If the regime in Tehran survives, the Islamic Republic surely will work on reconstituting its offensive capabilities, and then Israel likely will have to undertake another round of bombing to keep the Iranian threat at bay. This is what Israelis call “mowing the grass.”
The Israel Defense Forces did it in Gaza every couple of years for the decade and a half before October 7—when Israelis awoke to discover that this approach hadn’t been effective enough. Now Israel is mowing the grass in a more aggressive form, including in Lebanon, where Hezbollah persists as a potent fighting force.
Perhaps this is Israel’s destiny for the foreseeable future: We will live inside a forever war marked mostly by relative quiet in much of the country, but a steady trickle of body bags will come home from the hostile territories where Israeli troops are stationed, like Lebanon and Gaza. The threat of attack along Israel’s northern border will deter all but the most hard core from living there. When, every so often, the fighting flares up nationwide, as during the Iran wars, Israelis across the country will have to shelter in place and the country will go into lockdown.
In this forever war scenario, the military will supersede everything, even more than it does today. It will summon 40-year-olds to ever-longer stints of reserve duty, as it has done recently; put 19-year-olds in harm’s way; eat away at budgets for education, health and social welfare; and take an even bigger bite out of Israelis’ paychecks. If the politics of the moment are any indication, Israel’s ultra-Orthodox will continue to escape the burden of service, increasing the onus on everyone else.
Israelis doubtless will prove resilient, again. But as the traumas pile up, the country’s mental health crisis will grow more severe.

One day a few months into the post-October 7 war with Hamas, after Israelis had adopted the ritual for soldiers’ funeral processions of lining the streets bearing flags to pay their respects, I found myself standing next to an older woman on a drizzly morning as we awaited the procession for a young soldier from the city of Modiin who had been killed the day before.
During each of the many Israeli wars she’d lived through, she told me, a certain fog of gloom set in that made it very difficult to be hopeful or sanguine. But then the fighting would end, and the joy and promise that had seemed impossible just a short while earlier would reappear and Israelis would pick themselves up again.

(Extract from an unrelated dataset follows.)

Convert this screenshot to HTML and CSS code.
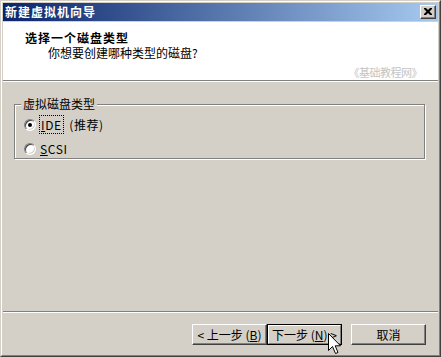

In this, Israel’s longest-ever stretch of near-continuous war, I often think about that and hope it’s true. I seek reasons for optimism.
Israel has shown itself to be a major military power, fighting together with the vaunted American military as an equal partner against Iran. On the home front, the success of Israel’s multilayered missile defense system presents a stark contrast with the defenseless state in which Israel’s enemies left their own civilian populations.
War-weary Lebanese, fed up with Hezbollah dragging the country into destructive wars with Israel, are putting unprecedented pressure on the Shiite group. Syria has kept out of the fighting, and there’s a real chance that Damascus and Jerusalem could reach some kind of historic peace in the coming years.
Iran’s attacks on its neighbors in the Persian Gulf have driven those countries to closer alignment with Israel, raising hopes that one day soon Saudi Arabia and Israel might establish diplomatic ties.
Despite two and a half years of fighting, Israel’s economy remains strong and its people are unbowed. Now the question is where Israel goes from here. This is an election year, giving voters their say in determining the future course of the country.
Will the election deepen our hope or despair? After two and a half years of war, I’m ready for some good news.
Uriel Heilman is a journalist living in Israel.